The author mentions "many reasoned arguments" for Shakespeare's centrality, but he or she doesn't supply any.  Instead, ACTA becomes the issue, and slimy tactics take over. The response refers to "basic argumentation" while the  ironies pile up.

It says that ACTA is trying to "impose their ideology" on academia, while never acknowledging the ideology of people who have shuffled Shakespeare aside.

It claims that ACTA is "Threatened" by definitions of art, but the defensiveness of the response sounds a lot more anxious than the assertiveness of the Shakespeare report.

It invokes the cheap insider tactic of competence, contrasting the interloping acts of ACTA hacks with "dedicated and highly-competent English faculty."

It identifies a "narrow view of what great literature is" with narrow-mindedness and ideological intent, adopting the watery notion that inclusivity is always better than exclusivity.

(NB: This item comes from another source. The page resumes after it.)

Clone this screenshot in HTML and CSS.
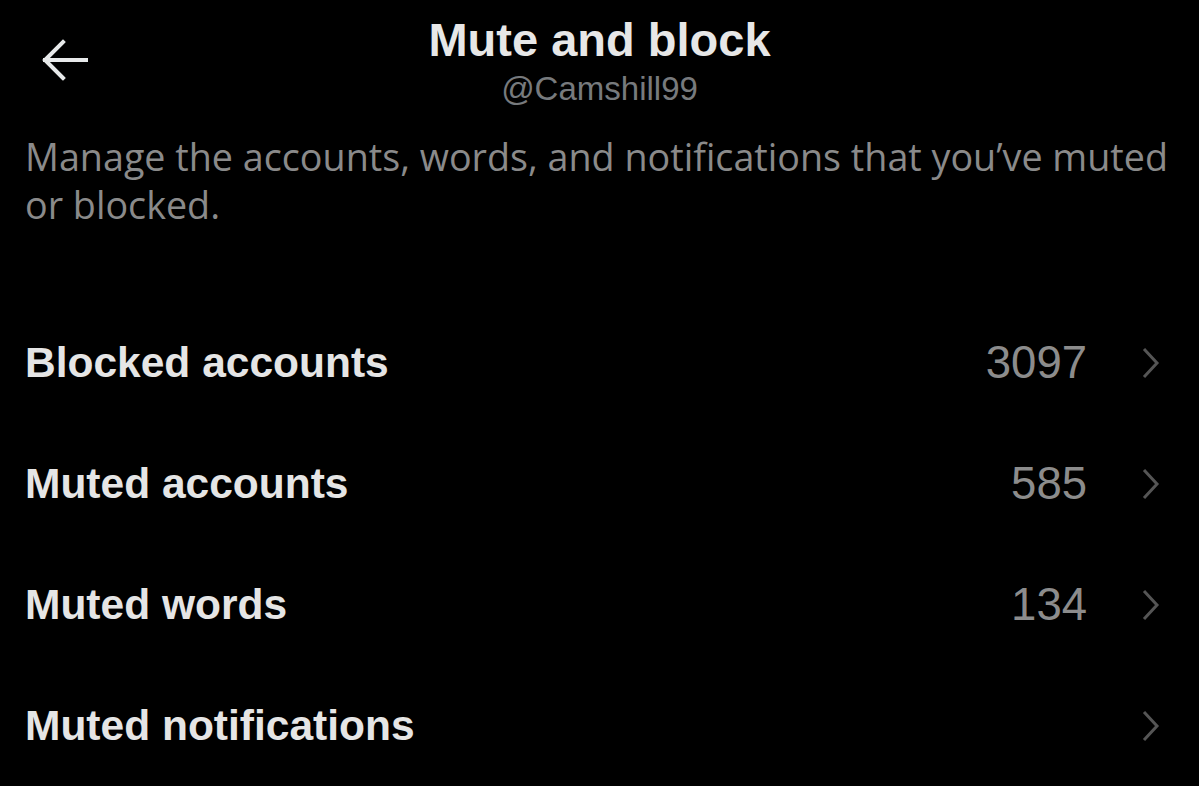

And it aligns ACTA with a "narrow stratum of society," never recognizing the much narrower stratum of its own members, college professors.

This is a way to bully and ridicule ACTA and other outside, traditionalist critics of higher education out of the room and off the radar. Free Exchange on Campus pledges to maintain an open marketplace of ideas, and it does—unless it disagrees with what you have to say. Free Exchange is not about free exchange. It's about circling the wagons and ensuring professional privilege and sanctifying progressivist ideology. And its sarcastic title would be laughable if the work it does weren't so damaging.